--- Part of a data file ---
====
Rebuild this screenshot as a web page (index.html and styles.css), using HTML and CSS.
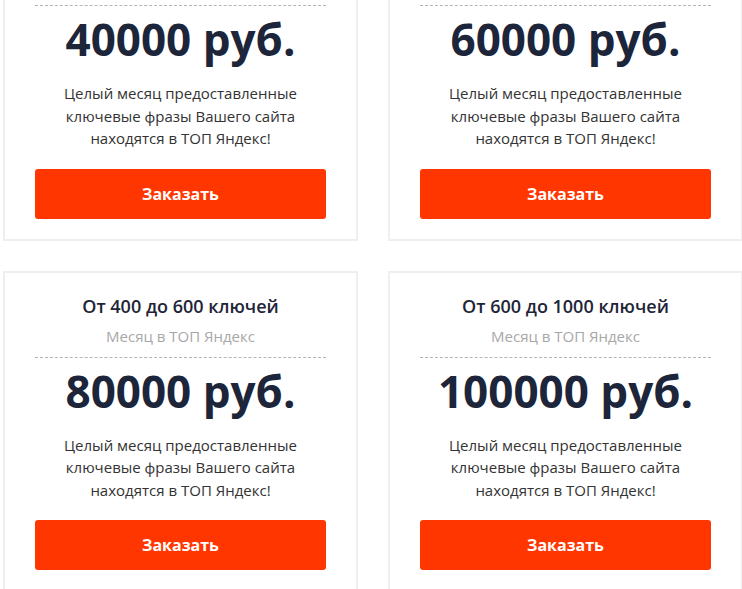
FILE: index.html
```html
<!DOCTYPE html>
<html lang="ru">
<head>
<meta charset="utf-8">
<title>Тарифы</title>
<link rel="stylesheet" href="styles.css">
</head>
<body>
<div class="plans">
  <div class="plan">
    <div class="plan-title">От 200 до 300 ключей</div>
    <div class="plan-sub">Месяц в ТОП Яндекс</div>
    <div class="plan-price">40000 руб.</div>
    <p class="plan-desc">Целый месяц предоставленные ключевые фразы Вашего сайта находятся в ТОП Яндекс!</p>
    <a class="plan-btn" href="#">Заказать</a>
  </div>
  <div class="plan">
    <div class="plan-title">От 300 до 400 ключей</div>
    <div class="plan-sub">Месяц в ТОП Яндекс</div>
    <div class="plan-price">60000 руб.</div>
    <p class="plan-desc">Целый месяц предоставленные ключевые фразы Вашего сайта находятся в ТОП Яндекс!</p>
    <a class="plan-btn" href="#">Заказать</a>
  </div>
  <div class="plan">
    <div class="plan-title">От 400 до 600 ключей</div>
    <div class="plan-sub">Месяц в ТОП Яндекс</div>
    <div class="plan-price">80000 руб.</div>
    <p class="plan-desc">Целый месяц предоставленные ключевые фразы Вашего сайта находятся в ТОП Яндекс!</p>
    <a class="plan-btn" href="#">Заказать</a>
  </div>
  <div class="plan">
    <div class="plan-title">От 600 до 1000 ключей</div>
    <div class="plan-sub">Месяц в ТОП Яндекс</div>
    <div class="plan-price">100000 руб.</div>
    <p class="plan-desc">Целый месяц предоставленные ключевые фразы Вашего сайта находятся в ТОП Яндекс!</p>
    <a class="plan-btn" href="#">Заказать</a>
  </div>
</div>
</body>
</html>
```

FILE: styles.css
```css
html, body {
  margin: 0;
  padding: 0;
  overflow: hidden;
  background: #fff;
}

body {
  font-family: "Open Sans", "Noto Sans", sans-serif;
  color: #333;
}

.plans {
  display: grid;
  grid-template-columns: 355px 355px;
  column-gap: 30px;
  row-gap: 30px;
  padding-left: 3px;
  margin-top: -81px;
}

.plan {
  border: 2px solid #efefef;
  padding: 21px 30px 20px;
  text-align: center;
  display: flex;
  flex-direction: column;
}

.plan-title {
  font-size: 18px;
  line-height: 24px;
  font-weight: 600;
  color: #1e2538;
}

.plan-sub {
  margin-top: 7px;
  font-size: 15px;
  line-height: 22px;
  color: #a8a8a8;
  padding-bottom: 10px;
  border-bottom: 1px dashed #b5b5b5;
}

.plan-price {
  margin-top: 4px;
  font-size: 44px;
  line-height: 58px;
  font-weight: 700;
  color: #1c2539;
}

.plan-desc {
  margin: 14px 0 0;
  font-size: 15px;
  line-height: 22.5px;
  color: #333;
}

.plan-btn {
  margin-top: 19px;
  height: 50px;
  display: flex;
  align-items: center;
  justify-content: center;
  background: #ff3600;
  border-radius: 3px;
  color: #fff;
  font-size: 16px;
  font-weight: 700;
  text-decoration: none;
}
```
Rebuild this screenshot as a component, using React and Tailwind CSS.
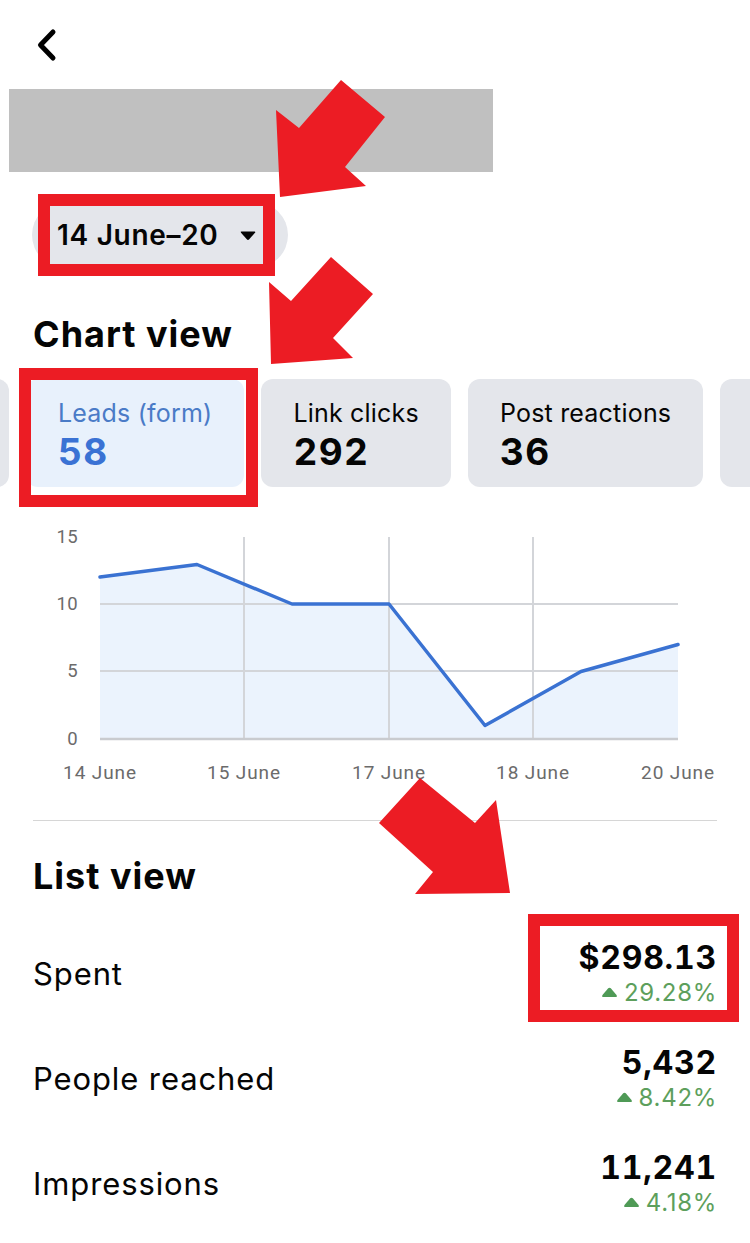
====
--- Exercise goal ---
Would you mind returning each entry above word for word, skipping the images?

--- Task response ---
Rebuild this screenshot as a web page (index.html and styles.css), using HTML and CSS.
FILE: index.html
```html
<!DOCTYPE html>
<html lang="ru">
<head>
<meta charset="utf-8">
<title>Тарифы</title>
<link rel="stylesheet" href="styles.css">
</head>
<body>
<div class="plans">
  <div class="plan">
    <div class="plan-title">От 200 до 300 ключей</div>
    <div class="plan-sub">Месяц в ТОП Яндекс</div>
    <div class="plan-price">40000 руб.</div>
    <p class="plan-desc">Целый месяц предоставленные ключевые фразы Вашего сайта находятся в ТОП Яндекс!</p>
    <a class="plan-btn" href="#">Заказать</a>
  </div>
  <div class="plan">
    <div class="plan-title">От 300 до 400 ключей</div>
    <div class="plan-sub">Месяц в ТОП Яндекс</div>
    <div class="plan-price">60000 руб.</div>
    <p class="plan-desc">Целый месяц предоставленные ключевые фразы Вашего сайта находятся в ТОП Яндекс!</p>
    <a class="plan-btn" href="#">Заказать</a>
  </div>
  <div class="plan">
    <div class="plan-title">От 400 до 600 ключей</div>
    <div class="plan-sub">Месяц в ТОП Яндекс</div>
    <div class="plan-price">80000 руб.</div>
    <p class="plan-desc">Целый месяц предоставленные ключевые фразы Вашего сайта находятся в ТОП Яндекс!</p>
    <a class="plan-btn" href="#">Заказать</a>
  </div>
  <div class="plan">
    <div class="plan-title">От 600 до 1000 ключей</div>
    <div class="plan-sub">Месяц в ТОП Яндекс</div>
    <div class="plan-price">100000 руб.</div>
    <p class="plan-desc">Целый месяц предоставленные ключевые фразы Вашего сайта находятся в ТОП Яндекс!</p>
    <a class="plan-btn" href="#">Заказать</a>
  </div>
</div>
</body>
</html>
```

FILE: styles.css
```css
html, body {
  margin: 0;
  padding: 0;
  overflow: hidden;
  background: #fff;
}

body {
  font-family: "Open Sans", "Noto Sans", sans-serif;
  color: #333;
}

.plans {
  display: grid;
  grid-template-columns: 355px 355px;
  column-gap: 30px;
  row-gap: 30px;
  padding-left: 3px;
  margin-top: -81px;
}

.plan {
  border: 2px solid #efefef;
  padding: 21px 30px 20px;
  text-align: center;
  display: flex;
  flex-direction: column;
}

.plan-title {
  font-size: 18px;
  line-height: 24px;
  font-weight: 600;
  color: #1e2538;
}

.plan-sub {
  margin-top: 7px;
  font-size: 15px;
  line-height: 22px;
  color: #a8a8a8;
  padding-bottom: 10px;
  border-bottom: 1px dashed #b5b5b5;
}

.plan-price {
  margin-top: 4px;
  font-size: 44px;
  line-height: 58px;
  font-weight: 700;
  color: #1c2539;
}

.plan-desc {
  margin: 14px 0 0;
  font-size: 15px;
  line-height: 22.5px;
  color: #333;
}

.plan-btn {
  margin-top: 19px;
  height: 50px;
  display: flex;
  align-items: center;
  justify-content: center;
  background: #ff3600;
  border-radius: 3px;
  color: #fff;
  font-size: 16px;
  font-weight: 700;
  text-decoration: none;
}
```
Rebuild this screenshot as a component, using React and Tailwind CSS.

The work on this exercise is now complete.